Private employers added 230,000 jobs in September, the most since February, according to the ADP National Employment Report on Wednesday. That was more than economists expectations of 185,000 jobs.
The data is consistent with the Federal Reserves message last week and Fed Chairman Jerome Powell's comments on Tuesday that the U.S. central bank is still very much committed to a gradual path when it comes to rate hikes going forward, said Bipan Rai, head of North American foreign exchange strategy at CIBC Capital Markets in Toronto.
Powell on Tuesday hailed a "remarkably positive outlook" for the U.S. economy that he feels is on the verge of a "historically rare" era of ultra-low unemployment and tame prices.

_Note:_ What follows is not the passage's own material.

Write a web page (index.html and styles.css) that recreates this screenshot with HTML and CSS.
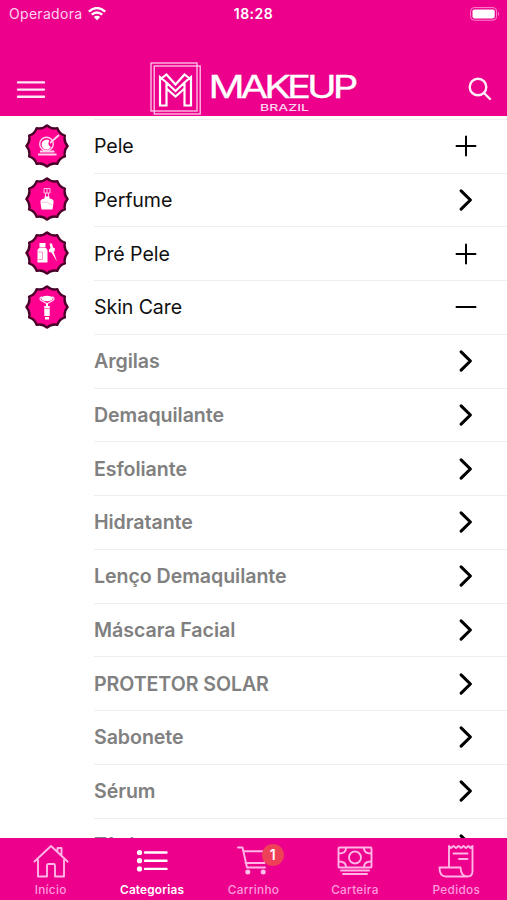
FILE: index.html
```html
<!DOCTYPE html>
<html lang="pt-BR">
<head>
<meta charset="utf-8">
<title>Makeup Brazil</title>
<link rel="stylesheet" href="styles.css">
</head>
<body>
<svg class="defs" aria-hidden="true">
  <symbol id="scallop" viewBox="-22 -22 44 44"><path d="M20.6 0Q16.600 4.450 17.84 10.3Q12.150 12.150 10.3 17.84Q4.450 16.600 0 20.6Q-4.450 16.600-10.3 17.84Q-12.150 12.150-17.84 10.3Q-16.600 4.450-20.6 0Q-16.600-4.450-17.84-10.3Q-12.150-12.150-10.3-17.84Q-4.450-16.600 0-20.6Q4.450-16.600 10.3-17.84Q12.150-12.150 17.84-10.3Q16.600-4.450 20.6 0Z" fill="#ff0090" stroke="#4a0028" stroke-width="2.4" stroke-linejoin="round"/></symbol>
  <symbol id="plus" viewBox="0 0 24 24"><path d="M2.5 12H21.5M12 2.5V21.5"/></symbol>
  <symbol id="minus" viewBox="0 0 24 24"><path d="M2.5 12H21.5"/></symbol>
  <symbol id="next" viewBox="0 0 24 24"><path d="M7.1 2.9L16.4 12L7.1 21.1" stroke-width="3.1"/></symbol>
</svg>
<div class="app">
  <header class="header">
    <div class="status">
      <div class="carrier"><span>Operadora</span>
        <svg width="18" height="14" viewBox="0 0 18 14" fill="none" stroke="#fff" stroke-width="2.3"><path d="M.8 4.6Q9-2.5 17.2 4.6M3.7 7.7Q9 3.2 14.3 7.7"/><path d="M5.8 10Q9 7.3 12.2 10L9 13.3Z" fill="#fff" stroke="none"/></svg>
      </div>
      <time>18:28</time>
      <svg class="battery" width="30" height="14" viewBox="0 0 30 14"><rect x=".6" y=".6" width="26" height="12.6" rx="3.6" fill="none" stroke="#ff87d0" stroke-width="1"/><rect x="2.5" y="2.4" width="22.2" height="9" rx="1.8" fill="#fff"/><path d="M28 4.8Q30 7 28 9Z" fill="#ff87d0"/></svg>
    </div>
    <div class="brandbar">
      <svg class="menu" width="30" height="20" viewBox="0 0 30 20" stroke="#ffe6f6" stroke-width="2.4" stroke-linecap="round"><path d="M2 2.4H28M2 9.6H28M2 16.8H28"/></svg>
      <svg class="logo" width="212" height="54" viewBox="0 0 212 54">
        <g fill="none" stroke="#ffc9ea" stroke-width="1.3"><rect x="1" y="1" width="46" height="48"/><rect x="4.2" y="4" width="46" height="48"/></g>
        <path d="M10 43.500V15L16.500 20.500V43.500ZM41 43.500V15L34.500 20.500V43.500ZM10 17.500L16.500 12.500L25.500 22.500L34.500 12.500L41 17.500M16.500 20.500L25.500 29L34.500 20.500M17 27L25.500 34.500L34 27" fill="none" stroke="#fff" stroke-width="2.200"/>
        <text transform="translate(58.500 35.600) scale(1.270 1)" class="wordmark" textLength="118" lengthAdjust="spacing">MAKEUP</text>
        <text x="110" y="49" class="subword" textLength="49" lengthAdjust="spacingAndGlyphs">BRAZIL</text>
      </svg>
      <svg class="search" width="24" height="24" viewBox="0 0 24 24" fill="none" stroke="#ffeef9" stroke-width="2.4" stroke-linecap="round"><circle cx="10" cy="10" r="8.3"/><path d="M16 16L22 22"/></svg>
    </div>
  </header>

  <main class="list">
    <div class="row"><div class="badge"><svg class="seal"><use href="#scallop"/></svg>
      <svg class="glyph" viewBox="-22 -22 44 44"><circle cx="-.5" cy="-2" r="6.8" fill="none" stroke="#ffd5ec" stroke-width="1.4"/><path d="M2.500-5.500A5 5 0 1 0 4 1A4 4 0 0 1 2.500-5.500Z" fill="#fff"/><path d="M3-3L12-11" stroke="#ffd5ec" stroke-width="1.7"/><path d="M-7 5.500H7.500M-9 8.500H9.500" stroke="#ffd5ec" stroke-width="1.8"/></svg></div>
      <div class="item"><span>Pele</span><svg class="action"><use href="#plus"/></svg></div></div>
    <div class="row"><div class="badge"><svg class="seal"><use href="#scallop"/></svg>
      <svg class="glyph" viewBox="-22 -22 44 44"><path d="M-3-10.500H3V-6H-3ZM0-11V-5.500M-1.500-6V-2M1.500-6V-2" fill="none" stroke="#ffc0e3" stroke-width="1"/><path d="M-2.500-2.500H2.500V-.5Q7.500 0 6.500 4L5.500 10.500H-5.500L-6.500 4Q-7.500 0-2.500-.5Z" fill="#fff"/><path d="M-6 3Q0 2 5.500 6" fill="none" stroke="#ffb0da" stroke-width=".8"/></svg></div>
      <div class="item"><span>Perfume</span><svg class="action"><use href="#next"/></svg></div></div>
    <div class="row"><div class="badge"><svg class="seal"><use href="#scallop"/></svg>
      <svg class="glyph" viewBox="-22 -22 44 44" fill="#fff"><path d="M-7.500-10H-1.500V-5.500H-7.500ZM-8-5H-1L.5-3V9.500H-9.500V-3Z"/><path d="M-9-1H-4.500V6.500H-9" fill="none" stroke="#ff76bf" stroke-width=".8"/><path d="M2.500-9.500L5-9.500L6-5.500L8-4.500L7.500-1.500L6.500-1.500L10 8.500L4.500-.5L2-1V-3.500L3.500-5Z"/></svg></div>
      <div class="item"><span>Pré Pele</span><svg class="action"><use href="#plus"/></svg></div></div>
    <div class="row"><div class="badge"><svg class="seal"><use href="#scallop"/></svg>
      <svg class="glyph" viewBox="-22 -22 44 44"><ellipse cx="0" cy="-8.500" rx="5.700" ry="2.700" fill="#fff"/><path d="M-5-10Q-8-9.500-6.500-7L0-3.200L6.500-7Q8-9.500 5-10" fill="none" stroke="#ffd5ec" stroke-width="1.300"/><path d="M0-4V0" stroke="#fff" stroke-width="2"/><path d="M-2.700-1H2.700V9H-2.700ZM-2 10H2V12.500H-2Z" fill="#fff"/><path d="M-2.700 1.500H2.700" stroke="#ff55b0" stroke-width=".8"/></svg></div>
      <div class="item"><span>Skin Care</span><svg class="action"><use href="#minus"/></svg></div></div>
    <div class="row sub"><div class="item"><span>Argilas</span><svg class="action"><use href="#next"/></svg></div></div>
    <div class="row sub"><div class="item"><span>Demaquilante</span><svg class="action"><use href="#next"/></svg></div></div>
    <div class="row sub"><div class="item"><span>Esfoliante</span><svg class="action"><use href="#next"/></svg></div></div>
    <div class="row sub"><div class="item"><span>Hidratante</span><svg class="action"><use href="#next"/></svg></div></div>
    <div class="row sub"><div class="item"><span>Lenço Demaquilante</span><svg class="action"><use href="#next"/></svg></div></div>
    <div class="row sub"><div class="item"><span>Máscara Facial</span><svg class="action"><use href="#next"/></svg></div></div>
    <div class="row sub"><div class="item"><span>PROTETOR SOLAR</span><svg class="action"><use href="#next"/></svg></div></div>
    <div class="row sub"><div class="item"><span>Sabonete</span><svg class="action"><use href="#next"/></svg></div></div>
    <div class="row sub"><div class="item"><span>Sérum</span><svg class="action"><use href="#next"/></svg></div></div>
    <div class="row sub"><div class="item"><span>Tônico</span><svg class="action"><use href="#next"/></svg></div></div>
  </main>

  <nav class="tabs">
    <div class="tab"><svg viewBox="0 0 36 36"><path d="M1.500 18.500L18 3L34.500 18.500M5 17V33.500H14V22.500Q14 21 15.500 21H20.500Q22 21 22 22.500V33.500H31V17M24.500 8.500V5H28.500V12.500"/></svg><span>Início</span></div>
    <div class="tab active"><svg viewBox="0 0 36 36"><path d="M11 9.500H32.500M11 17.700H32.500M11 25.900H32.500" stroke-width="2.400"/><g fill="#fff" stroke="none"><circle cx="5.500" cy="9.500" r="2.600"/><circle cx="5.500" cy="17.700" r="2.600"/><circle cx="5.500" cy="25.900" r="2.600"/></g></svg><span>Categorias</span></div>
    <div class="tab"><svg viewBox="0 0 36 36"><path d="M3 4.500H7.500L12 24.500H30M9 8.200H32M10.500 20H29.500L32 8.200"/><g fill="#ffc0e9" stroke="none"><circle cx="12.800" cy="29" r="2.500"/><circle cx="28.200" cy="29" r="2.500"/></g></svg><span>Carrinho</span><b class="count">1</b></div>
    <div class="tab"><svg viewBox="0 0 36 36"><rect x="1.500" y="4.500" width="33" height="20" rx="1"/><circle cx="18" cy="14.500" r="6"/><path d="M9 5Q9 10.500 2 10.500M27 5Q27 10.500 34 10.500M2 18.500Q9 18.500 9 24M34 18.500Q27 18.500 27 24M4 27.500H32M6 31H30"/></svg><span>Carteira</span></div>
    <div class="tab"><svg viewBox="0 0 36 36"><path d="M11 23.500V3L13 5L15.500 3L18 5L20.500 3L23 5L25.500 3L28 5L30.500 3L32.500 5L34.500 3V28Q34.500 33.500 29.500 33.500H8Q1.500 33.500 1.500 24.500H22.500Q23 33.500 29.500 33.500M15.500 10.500H29.500M21 16H29.500"/></svg><span>Pedidos</span></div>
  </nav>
</div>
</body>
</html>
```
FILE: styles.css
```css
* { box-sizing: border-box; }
body {
  margin: 0;
  background: #fff;
  font-family: Inter, "Liberation Sans", sans-serif;
}
.defs { position: absolute; width: 0; height: 0; }
.app {
  display: flex;
  flex-direction: column;
  width: 507px;
  height: 900px;
  overflow: hidden;
}
.header {
  flex: 0 0 115.5px;
  background: #ec008c;
  color: #ffd3ef;
}
.status {
  display: grid;
  grid-template-columns: 1fr auto 1fr;
  align-items: center;
  height: 27px;
  padding: 0 7px 0 9px;
  font-size: 14px;
}
.carrier { display: flex; align-items: center; gap: 6px; letter-spacing: .3px; }
.status time { margin-right: 2px; color: #fff; font-weight: 600; letter-spacing: .5px; }
.battery { justify-self: end; }
.brandbar {
  display: flex;
  padding: 35px 15px 0 16px;
}
.menu { margin-top: 18px; }
.logo { margin-left: 104px; }
.search { margin: 15px 0 0 auto; }
.wordmark { fill: #fff; stroke: #fff; stroke-width: .3px; font-size: 31.5px; font-weight: 400; }
.subword { fill: #ffd3ef; font-size: 9.5px; font-weight: 500; }

.list {
  flex: 1;
  min-height: 0;
  overflow: hidden;
  padding-top: 2.8px;
  background: #fff;
}
.row {
  display: grid;
  grid-template-columns: 94px 1fr;
  height: 53.76px;
}
.badge {
  display: grid;
  place-items: center;
}
.seal, .glyph { grid-area: 1 / 1; width: 44px; height: 44px; }
.item {
  grid-column: 2;
  display: flex;
  align-items: center;
  justify-content: space-between;
  padding-right: 29px;
  border-top: 1.5px solid #eee;
  color: #111;
  font-size: 19.6px;
  letter-spacing: -.1px;
}
.sub .item { color: #808080; font-weight: 600; letter-spacing: -.06px; }
.action {
  width: 24px;
  height: 24px;
  fill: none;
  stroke: #000;
  stroke-width: 2;
  stroke-linecap: round;
  stroke-linejoin: round;
}

.tabs {
  flex: 0 0 62px;
  display: grid;
  grid-template-columns: repeat(5, 1fr);
  background: #ec008c;
  color: #ff9cdc;
}
.tab {
  position: relative;
  display: flex;
  flex-direction: column;
  align-items: center;
  padding-top: 5px;
  font-size: 11.8px;
  font-weight: 500;
  letter-spacing: .3px;
}
.tab svg {
  width: 36px;
  height: 36px;
  fill: none;
  stroke: #ffb5e5;
  stroke-width: 1.9;
  stroke-linecap: round;
  stroke-linejoin: round;
}
.tab span { margin-top: 4px; line-height: 15px; }
.tab.active { color: #fff; font-weight: 600; letter-spacing: .2px; }
.tab.active svg { stroke: #fff; }
.count {
  position: absolute;
  top: 6px;
  left: 59px;
  width: 22px;
  height: 22px;
  border-radius: 50%;
  background: #ee4056;
  color: #fff;
  font-size: 14px;
  font-weight: 600;
  line-height: 22px;
  text-align: center;
}
```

The Fed last Wednesday raised interest rates as expected and said it foresees another rate hike in December, three more next year and one in 2020. The dollar is outperforming as U.S. growth remains strong while economic data in other large economies including the euro zone has come in below expectations.
One of the reasons we think why the dollar has been so bid in the last several months has been because the U.S. economy has been performing reasonably well, whereas we've seen a material slowdown in terms of data coming out of the euro zone and Japan and other large economies, said Rai.
The euro is also being hurt by uncertainty surrounding Italy's debt, fiscal plans and future ties with Europe, which have unnerved markets and exacerbated tensions with other euro zone leaders. The euro has been testing key technical support at $1.510-$1.508, which was a temporary low set in June.
This must hold on a closing basis for an overall upside bias to remain intact, Karen Jones, an analyst at Commerzbank wrote in a report on Wednesday. A break below this level would be viewed as bearish and likely result in further weakness to around $1.13, said Jones, which was a one-year low reached in August.